After the end of World War I, within six months, the British Empire, which needed Sikhs so badly in 1914-18, turned its own machine guns on them in the 1919 JillianWara Bagh Amritsar Massacre.

In WWII a Sikh contingent proved vital backup to the British Forces in France in 1940 and when they were amongst those evacuated at companies were evacuated at Dunkirk. Sikh pilots also contributed to the Battle of Britain and subsequently in bombing raids over Germany.

Sikh regiments played a major part in the operations in Italy, the Mediterranean, the Middle East, East Africa and the Far East including Burma. By the end of the war fourteen Victoria Crosses were awarded to the Sikhs, whom fought on land, sky and sea and south Asian merchant seamen living around the ports of London, Cardiff, Liverpool and South Shields played a significant role maintaining supply lines to Britain.

In addition to meeting her own requirements, India’s new factories produced much of the textiles required by the military.

In 1946 Colonel Landed Saras-Field lamented and argued in agonising terms about the ‘Betrayal of the Sikhs’ during the grotesque and undemocratic British-Indian colonial ‘Transfer of Power’ of 1947. In a direct call to the British government, he protested about how the Sikh political and economic interests had been totally forgotten, carving up the two states of India and Pakistan and not living up to the promise of giving back Sikhs their kingdom in the Northern region of the Indian subcontinent.
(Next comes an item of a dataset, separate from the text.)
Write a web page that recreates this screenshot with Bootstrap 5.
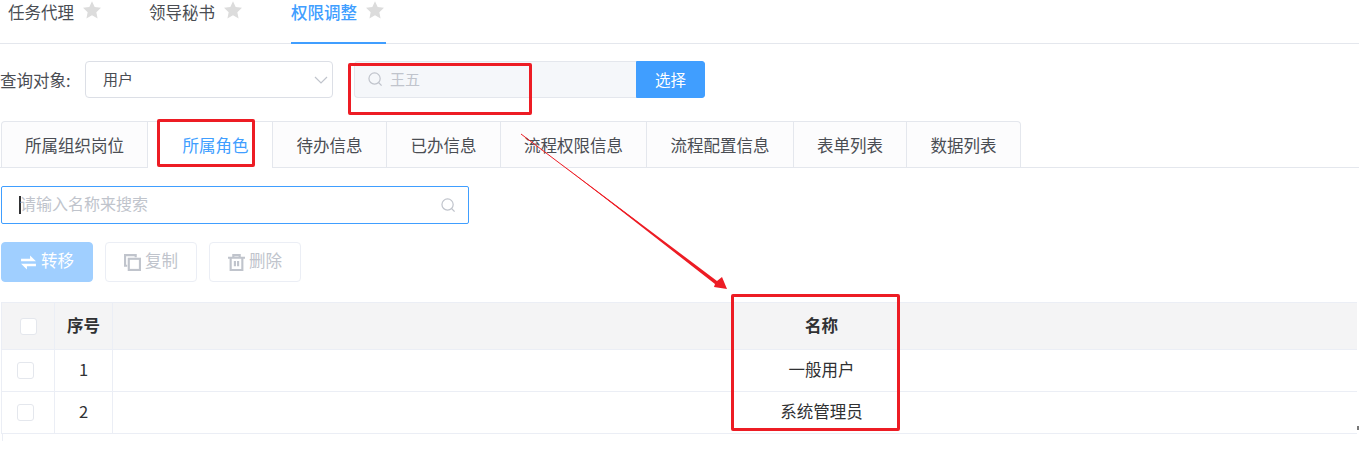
<!DOCTYPE html>
<html lang="zh">
<head>
<meta charset="utf-8">
<link href="https://cdn.jsdelivr.net/npm/bootstrap@5.3.0/dist/css/bootstrap.min.css" rel="stylesheet">
<style>
html,body{height:464px;overflow:hidden;background:#fff}
body{font-family:"Noto Sans CJK SC","Noto Sans",sans-serif;color:#303133;font-size:16.5px;position:relative}
.page-tabs{height:44px;border-bottom:1px solid #e4e7ed;padding-left:8px;gap:0}
.page-tab{height:44px;line-height:24px;color:#4a4d53;display:flex;align-items:flex-start;margin-bottom:-1px}
.page-tab svg{width:20px;height:20px;margin:0 0 0 8px;fill:#dcdcdc}
.tab-a{width:141px}.tab-b{width:142px}
.tab-c{color:#409eff;font-weight:500;border-bottom:2px solid #409eff;width:95px}
.query-row{margin-top:17px;height:38px}
.query-label{width:85px;color:#4a4d53;line-height:38px;white-space:nowrap}
.sel-box{width:248px;height:37px;border:1px solid #dcdfe6;border-radius:4px;font-size:15px;padding:0 4px 0 17px;color:#4a4d53}
.pick-group{margin-left:21px;width:351px;height:37px}
.pick-input{width:282px;background:#f5f7fa;border:1px solid #e4e7ed;border-right:0;border-radius:4px 0 0 4px;color:#c0c4cc;font-size:15px;padding-left:13px;gap:7px}
.pick-btn{width:69px;background:#409eff;border:1px solid #409eff;color:#fff;font-size:15.5px;border-radius:0 3px 3px 0;padding:0}
.sub-tabs{margin-top:22px;height:47px;border-bottom:1px solid #e4e7ed;padding-left:1px;flex-wrap:nowrap}
.sub-tab{height:46px;line-height:46px;text-align:center;color:#4a4d53;background:#fcfcfd;border:1px solid #e4e7ed;border-left:0;border-bottom:0;white-space:nowrap}
.sub-tab:first-child{border-left:1px solid #e4e7ed;border-top-left-radius:4px}
.sub-tab:last-child{border-top-right-radius:4px}
.sub-on{color:#409eff;background:#fff;height:47px;padding-left:11px}
.find-box{margin:18px 0 0 1px;width:468px;height:38px;border:1px solid #409eff;border-radius:2px;padding:0 12px 0 17px;color:#c0c4cc;font-size:16px}
.find-text{padding-bottom:4px}
.caret-bar{width:2px;height:18px;background:#303133;margin-right:-1px}
.act-row{margin:18px 0 0 1px;gap:12px;height:40px}
.act-btn{width:92px;height:40px;border:1px solid #ebeef5;border-radius:4px;color:#c0c4cc;font-size:16.5px;padding:0 0 3px;gap:4px;background:#fff}
.act-primary{background:#a0cfff;border-color:#a0cfff;color:#fff}
.act-btn svg{width:17px;height:17px;margin-top:3px}
.grid-wrap{margin:20px 0 0 1px;width:1356px;overflow:hidden}
.grid-table{width:1530px;table-layout:fixed;margin:0;border-color:#ebeef5;--bs-table-border-color:#ebeef5;color:#303133}
.grid-table th,.grid-table td{text-align:center;vertical-align:middle;padding:0 0 2px;border:1px solid #ebeef5;font-size:16.5px}
.grid-table thead th{height:47px;background:#f4f4f5;font-weight:700;--bs-table-bg:#f4f4f5}
.grid-table tbody td{height:42px}
.tick-box{display:block;width:17px;height:17px;border:1px solid #e4e7ed;border-radius:3px;background:#fff;margin:2px 0 0 15px}
.head-tick{margin-left:18px}
.tail-stub{width:1px;height:7px;background:#ebeef5;margin-left:1px}
.mark-box{position:absolute;border:3px solid #ed1c24;border-radius:2px;pointer-events:none}
.mark-one{left:348px;top:63px;width:184px;height:52px}
.mark-two{left:157px;top:119px;width:98px;height:48px}
.mark-three{left:731px;top:294px;width:169px;height:137px}
.mark-arrow{position:absolute;left:0;top:0;width:1359px;height:464px;pointer-events:none}
.edge-tick{position:absolute;left:1357px;top:426px;width:2px;height:4px;background:#777}
</style>
</head>
<body>
<div class="page-tabs d-flex">
  <div class="page-tab tab-a">任务代理<svg viewBox="0 0 24 24"><path d="M12 1.500l3.200 7 7.600.9-5.600 5.200 1.500 7.600L12 18.400l-6.700 3.800 1.500-7.600L1.200 9.400l7.600-.9z"/></svg></div>
  <div class="page-tab tab-b">领导秘书<svg viewBox="0 0 24 24"><path d="M12 1.500l3.200 7 7.600.9-5.600 5.200 1.500 7.600L12 18.400l-6.700 3.800 1.500-7.600L1.200 9.400l7.600-.9z"/></svg></div>
  <div class="page-tab tab-c">权限调整<svg viewBox="0 0 24 24"><path d="M12 1.500l3.200 7 7.600.9-5.600 5.200 1.500 7.600L12 18.400l-6.700 3.800 1.500-7.600L1.200 9.400l7.600-.9z"/></svg></div>
</div>

<div class="query-row d-flex">
  <div class="query-label">查询对象:</div>
  <div class="sel-box d-flex align-items-center justify-content-between">
    <span>用户</span>
    <svg width="14" height="14" viewBox="0 0 14 14" fill="none" stroke="#c0c4cc" stroke-width="1.2"><path d="M1 4l6 6 6-6"/></svg>
  </div>
  <div class="pick-group d-flex">
    <div class="pick-input d-flex align-items-center">
      <svg width="15" height="15" viewBox="0 0 16 16" fill="none" stroke="#c0c4cc" stroke-width="1.3"><circle cx="7" cy="7" r="6"/><path d="M11.500 11.500l3 3"/></svg>
      <span>王五</span>
    </div>
    <button type="button" class="btn pick-btn">选择</button>
  </div>
</div>

<div class="sub-tabs d-flex">
  <div class="sub-tab" style="width:147px">所属组织岗位</div>
  <div class="sub-tab sub-on" style="width:125px">所属角色</div>
  <div class="sub-tab" style="width:114px">待办信息</div>
  <div class="sub-tab" style="width:114px">已办信息</div>
  <div class="sub-tab" style="width:146px">流程权限信息</div>
  <div class="sub-tab" style="width:147px">流程配置信息</div>
  <div class="sub-tab" style="width:113px">表单列表</div>
  <div class="sub-tab" style="width:114px">数据列表</div>
</div>

<div class="find-box d-flex align-items-center">
  <span class="caret-bar"></span>
  <span class="flex-grow-1 find-text">请输入名称来搜索</span>
  <svg width="15" height="15" viewBox="0 0 16 16" fill="none" stroke="#c0c4cc" stroke-width="1.3"><circle cx="7" cy="7" r="6"/><path d="M11.500 11.500l3 3"/></svg>
</div>

<div class="act-row d-flex">
  <button type="button" class="btn act-btn act-primary d-flex align-items-center justify-content-center">
    <svg viewBox="0 0 16 16" fill="#fff"><path d="M1 4.500h8.500V1.500L15 6.800H1zM15 9.200v2.300H6.500v3L1 9.200z"/></svg>转移
  </button>
  <button type="button" class="btn act-btn d-flex align-items-center justify-content-center">
    <svg viewBox="0 0 16 16" fill="none" stroke="#c0c4cc" stroke-width="2"><path d="M11 3V1H1v10h2"/><rect x="4.500" y="4.500" width="10.500" height="10.500"/></svg>复制
  </button>
  <button type="button" class="btn act-btn d-flex align-items-center justify-content-center">
    <svg viewBox="0 0 16 16" fill="none" stroke="#c0c4cc" stroke-width="2"><path d="M0 3.500h16M5 3.500V1h6v2.500M2.500 3.500V15h11V3.500M6.500 6.500v5M9.500 6.500v5"/></svg>删除
  </button>
</div>

<div class="grid-wrap">
  <table class="table grid-table">
    <colgroup><col style="width:53px"><col style="width:58px"><col></colgroup>
    <thead>
      <tr><th><span class="tick-box head-tick"></span></th><th>序号</th><th>名称</th></tr>
    </thead>
    <tbody>
      <tr><td><span class="tick-box"></span></td><td>1</td><td>一般用户</td></tr>
      <tr><td><span class="tick-box"></span></td><td>2</td><td>系统管理员</td></tr>
    </tbody>
  </table>
  <div class="tail-stub"></div>
</div>

<div class="mark-box mark-one"></div>
<div class="mark-box mark-two"></div>
<div class="mark-box mark-three"></div>
<svg class="mark-arrow" viewBox="0 0 1359 464">
  <line x1="521" y1="134" x2="640" y2="224" stroke="#ed1c24" stroke-width="1"/>
  <polygon points="560,163 717,281 722,277 727,289 714,287 715,284" fill="#ed1c24"/>
</svg>
<div class="edge-tick"></div>
</body>
</html>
History books, the school curriculum and TV movies usually offer but skimpy acknowledgement of the role of non-European soldiers in WW1 and WWII. This can be painful for British Sikhs whose forefathers fought and died on the front-line for the UK. Surinder expressed a hope that this country might move to greater recognition of the contribution of Sikhs and other ethnic minorities in the World Wars especially by acknowledging this more in what is taught in schools. For future generations to grow up with a more balanced understanding of the contributions of the Sikhs and others might help towards better understanding a for all.